— Begin SUPPLIED MATERIAL —

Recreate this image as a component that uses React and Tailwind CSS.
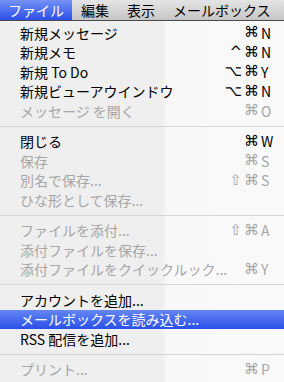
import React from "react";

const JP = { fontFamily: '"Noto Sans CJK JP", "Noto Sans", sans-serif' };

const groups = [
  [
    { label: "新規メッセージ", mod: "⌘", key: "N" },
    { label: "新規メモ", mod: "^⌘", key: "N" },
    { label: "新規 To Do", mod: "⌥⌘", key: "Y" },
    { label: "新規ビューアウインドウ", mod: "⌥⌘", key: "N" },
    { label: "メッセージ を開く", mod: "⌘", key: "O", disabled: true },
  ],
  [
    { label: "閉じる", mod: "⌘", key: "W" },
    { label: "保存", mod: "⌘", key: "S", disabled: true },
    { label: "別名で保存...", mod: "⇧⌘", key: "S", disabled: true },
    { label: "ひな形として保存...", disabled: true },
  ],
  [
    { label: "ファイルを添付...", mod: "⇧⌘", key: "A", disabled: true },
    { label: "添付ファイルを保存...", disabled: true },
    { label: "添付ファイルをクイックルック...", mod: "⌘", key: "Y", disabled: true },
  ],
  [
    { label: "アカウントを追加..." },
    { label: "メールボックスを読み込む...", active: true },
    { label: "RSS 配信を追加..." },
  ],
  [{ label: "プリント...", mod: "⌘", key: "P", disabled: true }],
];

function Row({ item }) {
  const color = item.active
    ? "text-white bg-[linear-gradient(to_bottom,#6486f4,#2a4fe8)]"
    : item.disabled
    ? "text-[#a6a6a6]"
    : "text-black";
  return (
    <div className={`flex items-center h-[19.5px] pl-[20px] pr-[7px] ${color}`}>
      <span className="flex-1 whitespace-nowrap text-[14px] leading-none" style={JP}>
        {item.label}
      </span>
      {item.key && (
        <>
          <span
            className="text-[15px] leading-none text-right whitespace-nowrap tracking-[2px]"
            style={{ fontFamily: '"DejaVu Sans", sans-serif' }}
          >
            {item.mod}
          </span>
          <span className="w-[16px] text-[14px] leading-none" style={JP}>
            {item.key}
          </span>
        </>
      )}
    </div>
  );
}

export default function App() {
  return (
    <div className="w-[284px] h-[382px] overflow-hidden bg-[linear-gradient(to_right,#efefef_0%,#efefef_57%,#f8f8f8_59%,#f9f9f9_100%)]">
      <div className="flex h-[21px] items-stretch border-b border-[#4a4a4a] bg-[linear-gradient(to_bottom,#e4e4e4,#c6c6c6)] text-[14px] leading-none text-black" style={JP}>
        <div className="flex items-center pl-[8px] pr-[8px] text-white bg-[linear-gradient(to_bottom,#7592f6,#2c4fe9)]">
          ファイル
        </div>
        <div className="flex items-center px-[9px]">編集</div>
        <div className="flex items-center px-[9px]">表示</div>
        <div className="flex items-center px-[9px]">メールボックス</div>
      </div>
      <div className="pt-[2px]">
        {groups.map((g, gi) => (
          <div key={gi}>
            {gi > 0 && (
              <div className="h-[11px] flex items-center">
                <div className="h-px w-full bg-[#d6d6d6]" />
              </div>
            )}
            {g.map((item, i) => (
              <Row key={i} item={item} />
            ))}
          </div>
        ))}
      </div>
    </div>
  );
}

— End SUPPLIED MATERIAL —
— Begin SUPPLIED MATERIAL —

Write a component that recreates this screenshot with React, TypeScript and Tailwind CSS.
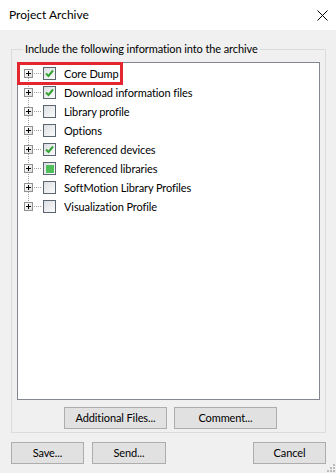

— End SUPPLIED MATERIAL —
— Begin SUPPLIED MATERIAL —

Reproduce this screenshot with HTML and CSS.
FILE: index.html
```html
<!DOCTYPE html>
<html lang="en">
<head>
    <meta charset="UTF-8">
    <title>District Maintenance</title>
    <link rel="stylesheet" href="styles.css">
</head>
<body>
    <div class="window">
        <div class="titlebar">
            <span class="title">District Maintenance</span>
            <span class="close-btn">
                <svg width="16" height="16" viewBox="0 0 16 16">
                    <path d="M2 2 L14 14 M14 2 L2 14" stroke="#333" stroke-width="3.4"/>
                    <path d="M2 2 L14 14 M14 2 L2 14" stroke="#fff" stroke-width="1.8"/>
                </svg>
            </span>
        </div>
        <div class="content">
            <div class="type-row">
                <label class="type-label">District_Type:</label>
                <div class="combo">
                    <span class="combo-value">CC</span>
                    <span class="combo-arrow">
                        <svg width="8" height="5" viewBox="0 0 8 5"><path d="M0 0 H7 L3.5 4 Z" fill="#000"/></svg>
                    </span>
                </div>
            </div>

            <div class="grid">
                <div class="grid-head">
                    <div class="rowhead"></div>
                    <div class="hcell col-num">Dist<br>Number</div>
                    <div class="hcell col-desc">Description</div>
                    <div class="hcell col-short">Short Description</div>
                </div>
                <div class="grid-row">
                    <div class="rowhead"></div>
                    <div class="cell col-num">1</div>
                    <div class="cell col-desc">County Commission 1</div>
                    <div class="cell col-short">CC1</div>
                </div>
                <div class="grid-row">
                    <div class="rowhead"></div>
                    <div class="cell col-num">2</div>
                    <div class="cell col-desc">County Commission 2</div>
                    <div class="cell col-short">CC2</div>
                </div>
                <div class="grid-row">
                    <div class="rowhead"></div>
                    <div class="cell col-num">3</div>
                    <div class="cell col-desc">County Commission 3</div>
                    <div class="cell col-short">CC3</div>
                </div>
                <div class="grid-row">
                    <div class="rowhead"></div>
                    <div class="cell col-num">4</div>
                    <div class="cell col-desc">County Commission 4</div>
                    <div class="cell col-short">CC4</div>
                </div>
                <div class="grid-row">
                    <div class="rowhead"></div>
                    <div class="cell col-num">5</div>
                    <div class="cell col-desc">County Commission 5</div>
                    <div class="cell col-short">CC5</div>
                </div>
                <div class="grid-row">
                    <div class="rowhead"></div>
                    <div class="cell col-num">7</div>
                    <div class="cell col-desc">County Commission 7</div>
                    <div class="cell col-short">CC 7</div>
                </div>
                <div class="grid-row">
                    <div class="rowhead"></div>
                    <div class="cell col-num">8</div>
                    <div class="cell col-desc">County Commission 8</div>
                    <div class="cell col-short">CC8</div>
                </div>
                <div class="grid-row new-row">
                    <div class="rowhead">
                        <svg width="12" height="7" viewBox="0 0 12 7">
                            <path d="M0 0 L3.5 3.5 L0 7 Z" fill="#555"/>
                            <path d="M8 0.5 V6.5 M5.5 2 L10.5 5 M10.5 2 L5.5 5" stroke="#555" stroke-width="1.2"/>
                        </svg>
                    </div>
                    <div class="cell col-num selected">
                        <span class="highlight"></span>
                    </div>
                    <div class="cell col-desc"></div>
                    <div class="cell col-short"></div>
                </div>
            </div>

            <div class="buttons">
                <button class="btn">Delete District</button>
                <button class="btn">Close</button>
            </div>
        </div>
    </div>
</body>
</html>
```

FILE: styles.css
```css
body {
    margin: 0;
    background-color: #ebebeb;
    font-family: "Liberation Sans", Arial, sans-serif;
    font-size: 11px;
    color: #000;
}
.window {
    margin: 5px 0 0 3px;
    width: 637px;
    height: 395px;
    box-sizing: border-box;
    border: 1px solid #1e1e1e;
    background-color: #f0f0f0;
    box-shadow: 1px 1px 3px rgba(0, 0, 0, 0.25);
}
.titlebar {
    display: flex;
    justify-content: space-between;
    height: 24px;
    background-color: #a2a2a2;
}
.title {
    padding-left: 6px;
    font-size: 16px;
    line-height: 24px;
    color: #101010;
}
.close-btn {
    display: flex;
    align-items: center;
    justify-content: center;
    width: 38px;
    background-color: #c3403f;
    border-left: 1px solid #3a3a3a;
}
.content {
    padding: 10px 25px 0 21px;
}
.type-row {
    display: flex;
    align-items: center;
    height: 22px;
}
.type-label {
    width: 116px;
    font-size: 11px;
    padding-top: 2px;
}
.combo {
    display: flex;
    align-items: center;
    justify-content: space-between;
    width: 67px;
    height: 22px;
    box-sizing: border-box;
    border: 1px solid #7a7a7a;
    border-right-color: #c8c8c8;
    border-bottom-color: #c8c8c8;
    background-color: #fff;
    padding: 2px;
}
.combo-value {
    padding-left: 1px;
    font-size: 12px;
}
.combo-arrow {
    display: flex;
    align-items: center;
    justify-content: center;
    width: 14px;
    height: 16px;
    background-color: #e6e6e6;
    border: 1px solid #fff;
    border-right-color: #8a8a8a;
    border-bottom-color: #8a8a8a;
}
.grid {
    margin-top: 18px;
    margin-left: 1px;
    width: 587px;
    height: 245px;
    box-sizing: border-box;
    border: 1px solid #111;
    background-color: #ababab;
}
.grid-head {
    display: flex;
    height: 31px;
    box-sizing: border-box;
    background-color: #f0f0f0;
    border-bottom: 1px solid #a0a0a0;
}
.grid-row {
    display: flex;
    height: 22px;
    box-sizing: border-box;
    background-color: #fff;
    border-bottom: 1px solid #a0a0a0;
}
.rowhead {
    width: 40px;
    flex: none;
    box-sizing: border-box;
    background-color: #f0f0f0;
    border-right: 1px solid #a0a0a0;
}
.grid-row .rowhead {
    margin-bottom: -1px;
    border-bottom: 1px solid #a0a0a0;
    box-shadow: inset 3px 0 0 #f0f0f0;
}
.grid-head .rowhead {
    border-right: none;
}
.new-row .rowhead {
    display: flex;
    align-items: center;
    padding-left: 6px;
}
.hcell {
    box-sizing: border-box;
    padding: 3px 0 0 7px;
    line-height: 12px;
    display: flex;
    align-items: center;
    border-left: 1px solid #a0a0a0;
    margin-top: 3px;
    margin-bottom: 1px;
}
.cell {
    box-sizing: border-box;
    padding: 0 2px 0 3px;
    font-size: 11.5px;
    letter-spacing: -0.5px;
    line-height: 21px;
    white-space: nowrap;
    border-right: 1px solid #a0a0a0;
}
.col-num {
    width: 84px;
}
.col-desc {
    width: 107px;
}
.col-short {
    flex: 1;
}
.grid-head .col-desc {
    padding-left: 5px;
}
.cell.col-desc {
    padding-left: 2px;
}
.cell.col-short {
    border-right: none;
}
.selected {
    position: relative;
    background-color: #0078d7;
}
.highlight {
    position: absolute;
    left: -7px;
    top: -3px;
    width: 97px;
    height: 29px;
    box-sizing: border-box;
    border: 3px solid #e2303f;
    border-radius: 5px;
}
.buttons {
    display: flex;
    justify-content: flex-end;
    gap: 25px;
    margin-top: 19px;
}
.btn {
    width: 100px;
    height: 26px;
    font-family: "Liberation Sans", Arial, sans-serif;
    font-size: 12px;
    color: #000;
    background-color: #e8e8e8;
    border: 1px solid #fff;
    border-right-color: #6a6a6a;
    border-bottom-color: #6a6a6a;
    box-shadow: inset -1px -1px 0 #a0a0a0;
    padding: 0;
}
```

— End SUPPLIED MATERIAL —

WHAT TO WORK ON:
Write out every line of the listing that holds the word "screenshot".

OUTPUT OF THE EXERCISE:
Write a component that recreates this screenshot with React, TypeScript and Tailwind CSS.
Reproduce this screenshot with HTML and CSS.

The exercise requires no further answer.